There must be a reason – what is the concern or trigger? A few key questions to ask that will provide greater certainty are:

  • What does success look like? Understand what the expected outcomes look like and any ideas of projected outcomes. The detail is unlikely to be apparent at this stage, but a broad understanding should be understood by all parties involved.
  • What has been tried previously? It may not mean that you won’t try them again but understanding prior assumptions and actions can save time and provide additional clarity to the situation.
  • How will this be measured? Understand the base measurement. This helps to show impact and improvement and sets the starting point. If it cannot be measured additional questions need to be raised. When absent this can be a major red flag as it influences clarity, accountability and degrees of success.
  • Who is going to help, if anyone? Is there a team or any other assistance required or being provided?

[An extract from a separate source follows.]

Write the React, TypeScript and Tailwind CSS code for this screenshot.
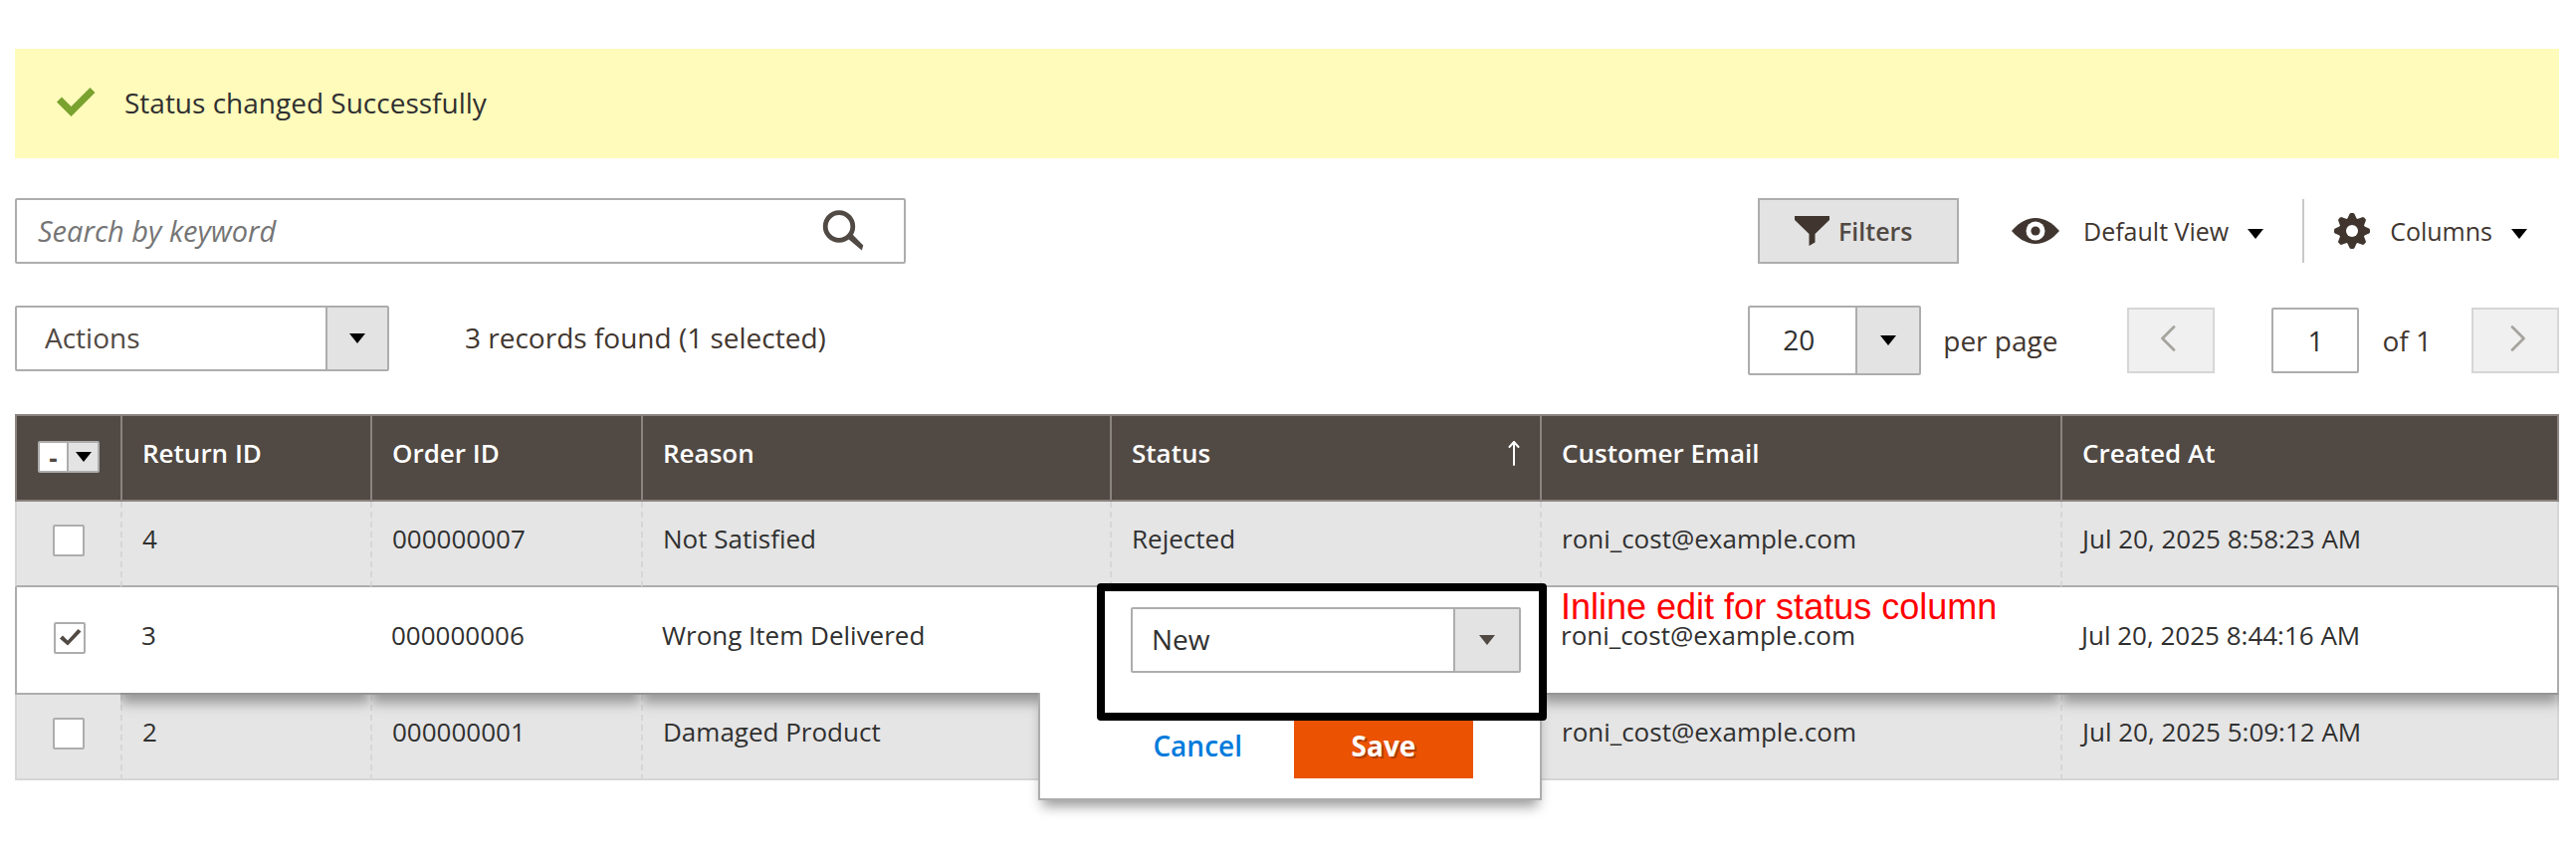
import React, { useState } from 'react';

type ReturnRow = {
  id: string;
  order: string;
  reason: string;
  status?: string;
  email: string;
  created: string;
  selected?: boolean;
};

const rows: ReturnRow[] = [
  { id: '4', order: '000000007', reason: 'Not Satisfied', status: 'Rejected', email: 'roni_cost@example.com', created: 'Jul 20, 2025 8:58:23 AM' },
  { id: '3', order: '000000006', reason: 'Wrong Item Delivered', status: 'New', email: 'roni_cost@example.com', created: 'Jul 20, 2025 8:44:16 AM', selected: true },
  { id: '2', order: '000000001', reason: 'Damaged Product', email: 'roni_cost@example.com', created: 'Jul 20, 2025 5:09:12 AM' },
];

function Caret({ className = 'text-black' }: { className?: string }) {
  return (
    <svg aria-hidden="true" width="16" height="10" viewBox="0 0 16 10" className={`shrink-0 ${className}`}>
      <path d="M0 0h16L8 10z" fill="currentColor" />
    </svg>
  );
}

function CheckIcon() {
  return (
    <svg aria-hidden="true" width="40" height="30" viewBox="0 0 40 30" className="shrink-0 text-[#79a22e]">
      <path d="M1 14.500l5-5L15.500 19 34.500 0 39.500 5 15.500 29z" fill="currentColor" />
    </svg>
  );
}

function SearchIcon() {
  return (
    <svg aria-hidden="true" width="42" height="42" viewBox="0 0 42 42" className="text-[#514943]">
      <circle cx="17" cy="16.500" r="13.800" fill="none" stroke="currentColor" strokeWidth="4.800" />
      <path d="M25.500 28.500l4.500-4.500L41.300 35.500 39.800 40.500z" fill="currentColor" />
    </svg>
  );
}

function FunnelIcon() {
  return (
    <svg aria-hidden="true" width="36" height="30" viewBox="0 0 36 30" className="shrink-0 text-[#41362f]">
      <path d="M0 0h35v4L20.500 18v8.500L14.500 30V18L0 4z" fill="currentColor" />
    </svg>
  );
}

function EyeIcon() {
  return (
    <svg aria-hidden="true" width="48" height="26" viewBox="0 0 48 26" className="shrink-0 text-[#41362f]">
      <path d="M0 13C7 5 15 0 24 0s17 5 24 13c-7 8-15 13-24 13S7 21 0 13z" fill="currentColor" />
      <circle cx="24" cy="13" r="9.500" fill="#fff" />
      <circle cx="24" cy="13" r="4.600" fill="currentColor" />
    </svg>
  );
}

function GearIcon() {
  return (
    <svg aria-hidden="true" width="36" height="36" viewBox="0 0 36 36" className="shrink-0 text-[#41362f]">
      <g fill="currentColor">
        <circle cx="18" cy="18" r="13.200" />
        {[0, 45, 90, 135, 180, 225, 270, 315].map((angle) => (
          <path key={angle} d="M13 6.500L15.500 1Q16 0 17 0h2Q20 0 20.500 1L23 6.500z" transform={`rotate(${angle} 18 18)`} />
        ))}
      </g>
      <circle cx="18" cy="18" r="6" fill="#fff" />
    </svg>
  );
}

function Chevron({ flip = false }: { flip?: boolean }) {
  return (
    <svg aria-hidden="true" width="16" height="26" viewBox="0 0 16 26" className={flip ? 'rotate-180' : ''}>
      <path d="M14 1.500L2.500 13 14 24.500" fill="none" stroke="#a6a49e" strokeWidth="2.800" strokeLinecap="round" strokeLinejoin="round" />
    </svg>
  );
}

type PickerProps = {
  label: string;
  options: string[];
  className: string;
  selectClassName: string;
  arrowClassName: string;
  caretClassName?: string;
};

function Picker({ label, options, className, selectClassName, arrowClassName, caretClassName }: PickerProps) {
  return (
    <div className={`relative flex rounded-xs border-2 border-[#adadad] bg-white ${className}`}>
      <select aria-label={label} className={`w-full appearance-none bg-transparent pb-[2px] text-[28px] outline-none ${selectClassName}`}>
        {options.map((option) => (
          <option key={option}>{option}</option>
        ))}
      </select>
      <span className={`pointer-events-none absolute inset-y-0 right-0 flex items-center justify-center border-l-2 border-[#adadad] bg-[#e3e3e3] ${arrowClassName}`}>
        <Caret className={caretClassName} />
      </span>
    </div>
  );
}

function RowCheckbox({ id, initial }: { id: string; initial: boolean }) {
  const [checked, setChecked] = useState(initial);
  return (
    <label className="relative block size-8">
      <input
        type="checkbox"
        aria-label={`Select return ${id}`}
        checked={checked}
        onChange={() => setChecked(!checked)}
        className="block size-8 appearance-none rounded-xs border-2 border-[#adadad] bg-white"
      />
      {checked && (
        <svg aria-hidden="true" viewBox="0 0 32 32" className="pointer-events-none absolute inset-0 size-8 text-[#514943]">
          <path d="M6 16.500l3-3 5 5L24.500 7l3 2.500L14 23.500z" fill="currentColor" />
        </svg>
      )}
    </label>
  );
}

function StatusEditor() {
  return (
    <>
      <Picker
        label="Status"
        options={['New', 'Pending', 'Approved', 'Rejected']}
        className="h-[66px]"
        selectClassName="pl-[19px] text-[#303030]"
        arrowClassName="w-[66px]"
        caretClassName="text-[#514943]"
      />
      <div className="absolute top-full -right-[2px] z-10 -mt-[2px] flex w-[506px] items-center border-2 border-t-0 border-[#adadad] bg-white py-5 pr-[67px] shadow-[0_10px_12px_-4px_rgba(0,0,0,0.4)]">
        <button type="button" className="ml-auto px-2 text-[28px] leading-[38px] font-semibold text-[#007bdb]">Cancel</button>
        <button type="button" className="ml-[44px] h-[66px] w-[180px] bg-[#eb5202] text-[28px] leading-[38px] font-bold text-white [text-shadow:2px_2px_0_rgba(0,0,0,0.25)]">
          Save
        </button>
      </div>
      <div className="pointer-events-none absolute -top-1 -right-[7px] -left-[13px] z-20 h-[138px] rounded border-8 border-black" />
    </>
  );
}

const thClass = 'h-[88px] border-y-2 border-l-2 border-[#8a837f] bg-[#514943] pt-[19px] pl-5 text-left align-top font-semibold text-white last:border-r-2';
const plainCell = 'h-[86px] border-b-2 border-l-2 border-b-[#d6d6d6] border-l-[#d6d6d6] [border-left-style:dashed] bg-[#e5e5e5] pt-[19px] pl-5 align-top last:border-r-2 last:border-r-[#d6d6d6]';
const editCell = 'relative h-[108px] border-b-2 border-b-[#959595] bg-white pt-[30px] pl-[21px] align-top shadow-[0_8px_12px_0_rgba(0,0,0,0.35)] [clip-path:inset(0_0_-30px_0)] last:border-r-2 last:border-r-[#adadad]';

function GridRow({ row, beforeEdited }: { row: ReturnRow; beforeEdited: boolean }) {
  if (row.selected) {
    return (
      <tr className="relative z-10">
        <td className="h-[108px] border-b-2 border-l-2 border-[#adadad] bg-white pt-[35px] pl-[37px] align-top">
          <RowCheckbox id={row.id} initial />
        </td>
        <td className={editCell}>{row.id}</td>
        <td className={editCell}>{row.order}</td>
        <td className={editCell}>{row.reason}</td>
        <td className="relative z-10 h-[108px] bg-white py-5 pr-[19px] pl-[21px] align-top">
          <StatusEditor />
        </td>
        <td className={editCell}>
          <span className="absolute top-0 left-[21px] font-['Liberation_Sans',Arial,sans-serif] text-[36px] leading-[40px] whitespace-nowrap text-[#ff0000]">
            Inline edit for status column
          </span>
          <span className="relative">{row.email}</span>
        </td>
        <td className={editCell}>{row.created}</td>
      </tr>
    );
  }
  const cell = beforeEdited ? `${plainCell} border-b-[#adadad]!` : plainCell;
  return (
    <tr>
      <td className={`h-[86px] border-b-2 border-l-2 border-[#d6d6d6] bg-[#e5e5e5] pt-[23px] pl-[36px] align-top ${beforeEdited ? 'border-b-[#adadad]!' : ''}`}>
        <RowCheckbox id={row.id} initial={false} />
      </td>
      <td className={cell}>{row.id}</td>
      <td className={cell}>{row.order}</td>
      <td className={cell}>{row.reason}</td>
      <td className={cell}>{row.status}</td>
      <td className={cell}>{row.email}</td>
      <td className={cell}>{row.created}</td>
    </tr>
  );
}

export default function App() {
  return (
    <main className="min-h-screen bg-white pt-[49px] pr-[17px] pb-[58px] pl-[15px] font-['Open_Sans','Noto_Sans',sans-serif] text-[28px] leading-[38px] text-[#41362f]">
      <div role="status" className="flex items-center gap-[29px] bg-[#fffbbb] pt-[35px] pb-[37px] pl-[41px] text-[#303030]">
        <CheckIcon />
        <p>Status changed Successfully</p>
      </div>

      <div className="mt-10 flex items-start justify-between">
        <form className="flex h-[66px] w-[895px] items-center rounded-xs border-2 border-[#adadad] bg-white pr-10" onSubmit={(event) => event.preventDefault()}>
          <input
            type="search"
            aria-label="Search by keyword"
            placeholder="Search by keyword"
            className="h-full min-w-0 flex-1 bg-transparent pb-[2px] pl-[21px] text-[29px] outline-none placeholder:text-[#757575] placeholder:italic"
          />
          <button type="submit" aria-label="Search">
            <SearchIcon />
          </button>
        </form>

        <div className="flex items-center pr-8 text-[25px]">
          <button type="button" className="flex h-[66px] w-[202px] items-center gap-2 border-2 border-[#adadad] bg-[#e3e3e3] pl-[35px] font-semibold text-[#514943]">
            <FunnelIcon />
            Filters
          </button>
          <button type="button" className="ml-[53px] flex items-center">
            <EyeIcon />
            <span className="ml-6">Default View</span>
            <span className="mt-[5px] ml-[19px]"><Caret /></span>
          </button>
          <span className="ml-[39px] h-16 w-[2px] bg-[#c8c8c8]" />
          <button type="button" className="ml-[30px] flex items-center">
            <GearIcon />
            <span className="ml-5">Columns</span>
            <span className="mt-[5px] ml-[19px]"><Caret /></span>
          </button>
        </div>
      </div>

      <div className="mt-[42px] flex items-start justify-between">
        <div className="flex items-center">
          <Picker
            label="Actions"
            options={['Actions', 'Delete', 'Change status']}
            className="h-[66px] w-[376px]"
            selectClassName="pl-7 text-[#514943]"
            arrowClassName="w-[62px]"
          />
          <p className="ml-[76px] pb-[3px]">3 records found (1 selected)</p>
        </div>

        <div className="flex items-center">
          <Picker
            label="Rows per page"
            options={['20', '30', '50', '100', '200']}
            className="h-[70px] w-[174px]"
            selectClassName="pl-[33px] text-[#303030]"
            arrowClassName="w-[64px]"
          />
          <span className="ml-[22px]">per page</span>
          <button type="button" aria-label="Previous page" disabled className="ml-[70px] flex h-[66px] w-[88px] items-center justify-center border-2 border-[#d6d6d6] bg-[#f0f0f0] pr-[6px] pb-1">
            <Chevron />
          </button>
          <input aria-label="Page" defaultValue="1" className="ml-[57px] h-[66px] w-[88px] rounded-xs border-2 border-[#adadad] bg-white text-center text-[28px] text-[#303030] outline-none" />
          <span className="ml-[23px]">of 1</span>
          <button type="button" aria-label="Next page" disabled className="ml-10 flex h-[66px] w-[88px] items-center justify-center border-2 border-[#d6d6d6] bg-[#f0f0f0] pb-1 pl-[6px]">
            <Chevron flip />
          </button>
        </div>
      </div>

      <table className="mt-[39px] w-full table-fixed border-separate border-spacing-0 text-[26px] leading-9 text-[#303030]">
        <colgroup>
          <col className="w-[106px]" />
          <col className="w-[251px]" />
          <col className="w-[272px]" />
          <col className="w-[471px]" />
          <col className="w-[432px]" />
          <col className="w-[523px]" />
          <col />
        </colgroup>
        <thead>
          <tr>
            <th className="h-[88px] border-y-2 border-l-2 border-[#8a837f] bg-[#514943] pt-[25px] pl-[21px] align-top">
              <button type="button" aria-label="Select rows" className="flex h-8 w-[62px] rounded-xs border-2 border-[#adadad] bg-white text-[26px] leading-[30px] font-bold text-[#514943]">
                <span className="flex-1">-</span>
                <span className="flex h-full w-[31px] items-center justify-center border-l-2 border-[#adadad] bg-[#e3e3e3]">
                  <Caret />
                </span>
              </button>
            </th>
            <th className={thClass}>Return ID</th>
            <th className={thClass}>Order ID</th>
            <th className={thClass}>Reason</th>
            <th className={thClass} aria-sort="ascending">
              <span className="flex items-start justify-between pr-5">
                Status
                <svg aria-hidden="true" width="12" height="26" viewBox="0 0 12 26" className="mt-[5px]">
                  <path d="M6 25V2M1.500 7L6 2l4.500 5" fill="none" stroke="#fff" strokeWidth="2" strokeLinecap="round" strokeLinejoin="round" />
                </svg>
              </span>
            </th>
            <th className={thClass}>Customer Email</th>
            <th className={thClass}>Created At</th>
          </tr>
        </thead>
        <tbody>
          {rows.map((row, index) => (
            <GridRow key={row.id} row={row} beforeEdited={Boolean(rows[index + 1]?.selected)} />
          ))}
        </tbody>
      </table>
    </main>
  );
}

  • Who are the key stakeholders? Understand who has a vested interest in the work and any outcomes. Assessment of checkpoints along the way is likely to include one or more of the stakeholders. In coaching, this can affect the process and a level of engagement, depending on whether the client being coached has engaged the coach or a third party (leader, business owner etc.) is involved.

Appropriate, well-timed questions in coaching and leadership can mean the difference in achieving outcomes and results with substance or provide weak, non-impacting conclusions. How well these questions are thought through and articulated and by putting some thought and time into preparation is worth the effort. The alternative is doubt, poor outcomes, reduced engagement and other negative consequences. What do you think?